Yesterday, she said they fought all day. When I asked what that meant, turned out they were playing all day–tripping each other, pushing each other, stealing backpacks. She thought it was all fun and games, I knew it was an excuse to touch each other.
Today, she comes to the car wearing a sweatshirt I don’t recognize. “Whose is that?” I ask.
She says, “Wait, I’ll show you.” She takes off her backback and turns around. His last name is sprawled across the back.
When she turned back to me, her eyes were sparkling bright, deep dimples in her cheeks, straight, white teeth (where she got any of those, I don’t know) grinning at me.
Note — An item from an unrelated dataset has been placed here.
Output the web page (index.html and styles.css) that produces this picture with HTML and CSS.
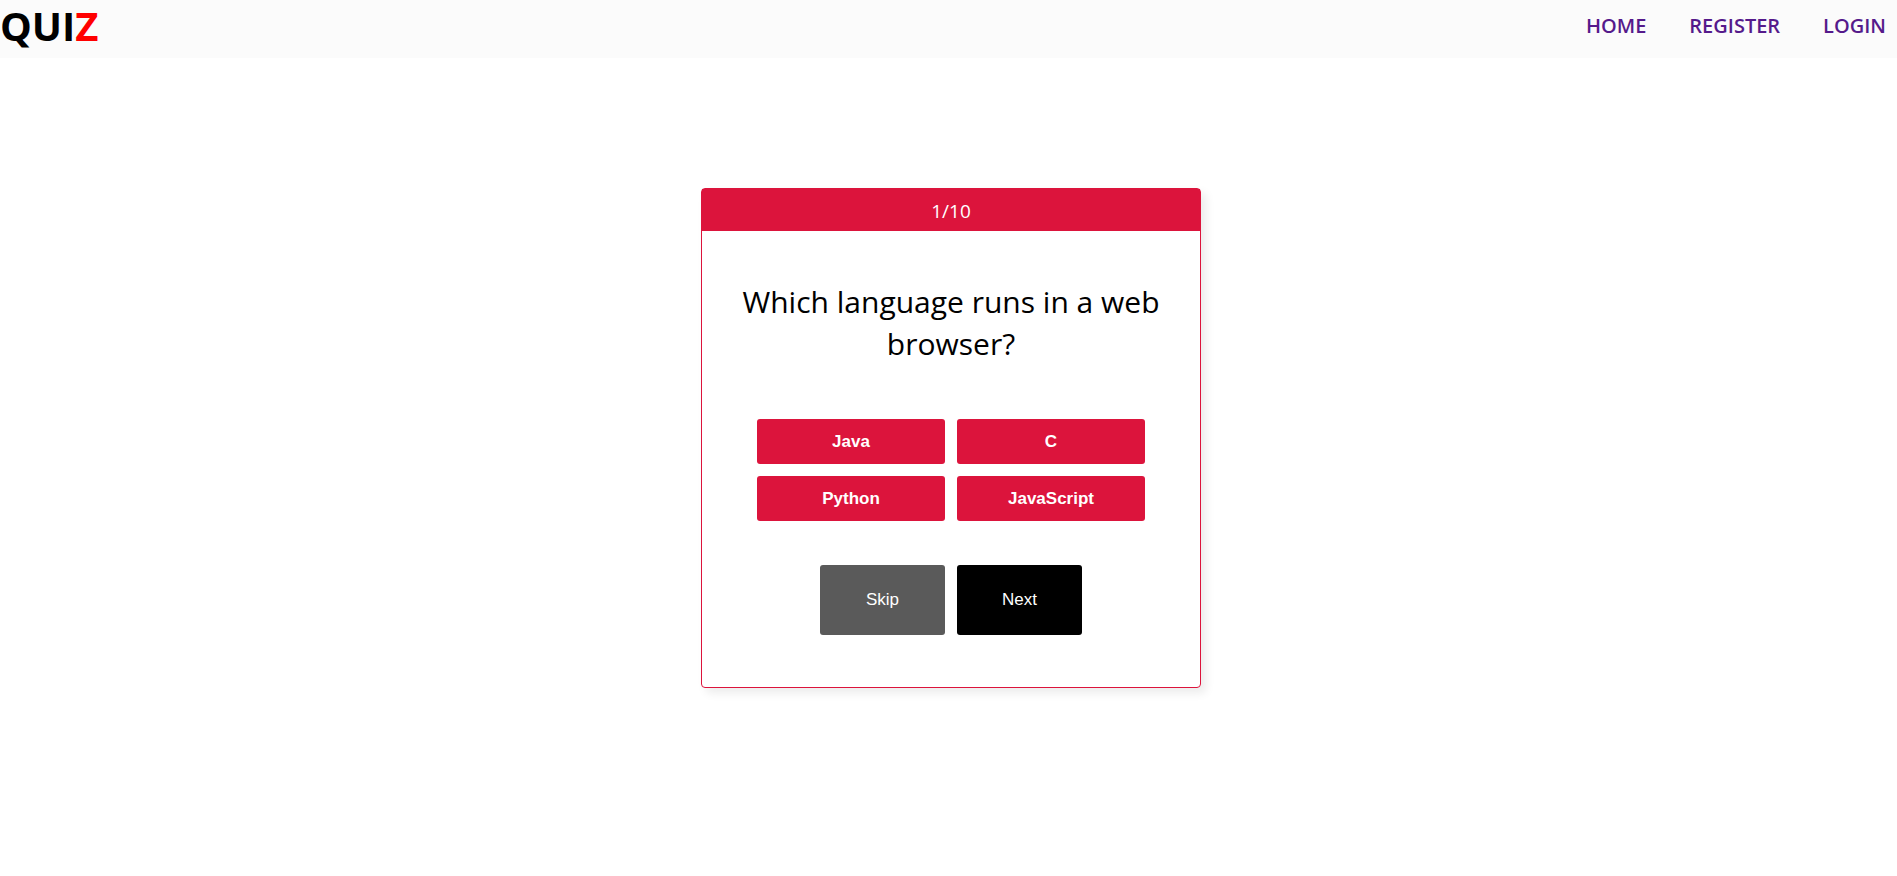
FILE: index.html
```html
<!DOCTYPE html>
<html lang="en">
<head>
<meta charset="utf-8">
<meta name="viewport" content="width=device-width, initial-scale=1">
<title>Quiz</title>
<link rel="stylesheet" href="styles.css">
</head>
<body>
<header class="navbar">
  <h1 class="logo">QUI<span class="logo-accent">Z</span></h1>
  <nav class="nav-links">
    <a href="#home">HOME</a>
    <a href="#register">REGISTER</a>
    <a href="#login">LOGIN</a>
  </nav>
</header>
<main class="page">
  <section class="card">
    <p class="progress">1/10</p>
    <div class="card-body">
      <h2 class="question">Which language runs in a web browser?</h2>
      <div class="options">
        <button class="option" type="button">Java</button>
        <button class="option" type="button">C</button>
        <button class="option" type="button">Python</button>
        <button class="option" type="button">JavaScript</button>
      </div>
      <div class="actions">
        <button class="action skip" type="button">Skip</button>
        <button class="action next" type="button">Next</button>
      </div>
    </div>
  </section>
</main>
</body>
</html>
```
FILE: styles.css
```css
* {
  box-sizing: border-box;
  margin: 0;
}

body {
  display: flex;
  flex-direction: column;
  min-height: 100vh;
  background: #fff;
  color: #000;
  font-family: "Segoe UI", "Open Sans", "Noto Sans", sans-serif;
}

.navbar {
  display: flex;
  justify-content: space-between;
  align-items: center;
  padding: 0 11px 6px 0;
  background: #fbfbfb;
}

.logo {
  font-size: 40px;
  line-height: 52px;
  font-weight: 700;
}

.logo-accent {
  color: #f00;
}

.nav-links {
  display: flex;
  gap: 43px;
}

.nav-links a {
  color: #551a8b;
  font-size: 20px;
  font-weight: 600;
  line-height: 28px;
  text-decoration: none;
}

.page {
  flex: 1;
  display: flex;
  justify-content: center;
  align-items: flex-start;
  padding: 130px 0 40px 5px;
}

.card {
  width: 100%;
  max-width: 500px;
  border: 1px solid #dc143c;
  border-radius: 4px;
  box-shadow: 5px 5px 10px rgba(0, 0, 0, 0.08);
}

.progress {
  padding: 9px 8px 7px;
  background: #dc143c;
  color: #fff;
  font-size: 19px;
  line-height: 26px;
  text-align: center;
}

.card-body {
  display: flex;
  flex-direction: column;
  align-items: center;
  padding: 50px 32px 52px;
}

.question {
  font-size: 30px;
  font-weight: 400;
  line-height: 42px;
  text-align: center;
}

.options {
  display: grid;
  grid-template-columns: repeat(2, 188px);
  gap: 12px;
  margin-top: 54px;
}

.option,
.action {
  border: 0;
  border-radius: 3px;
  color: #fff;
  font-family: Arial, "Liberation Sans", sans-serif;
  font-size: 17px;
  cursor: pointer;
}

.option {
  height: 45px;
  background: #dc143c;
  font-weight: 700;
}

.actions {
  display: flex;
  gap: 12px;
  margin-top: 44px;
}

.action {
  width: 125px;
  height: 70px;
}

.skip {
  background: #5a5a5a;
}

.next {
  background: #000;
}
```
I could feel her excitement. My own chest got tight, my heart beat a little faster, my body felt lighter.
“Where’d you get that?” I asked. “Or, rather, how did you get it and why did you get it?” And what exactly does it mean?…but I didn’t ask that one.
“I stole it,” she says with a sly smirk. “It was lying on the bench, so I took it and put it on.”
“Doesn’t he want it back?” I ask.
“No. He said I could wear it.” She does a luscious eye roll. “And it smells so good. It smells like him. I’ve been getting high from the smell of it all afternoon.”
Oh. My. God. She is so damn cute.
I laugh. “He owns you now, girl. He’s got his name plastered across your back.”
“Uh-uh. No way. I own him.”
Sigh. I wish I had that kind of self-assurance when I was 14. Or 20. Or 30. At least I have it now.
As romance writers, we could learn a lot by observing and reliving those first delicious stages of interest, attraction, infatuation and love.
What do you remember (or relive via children) about young love?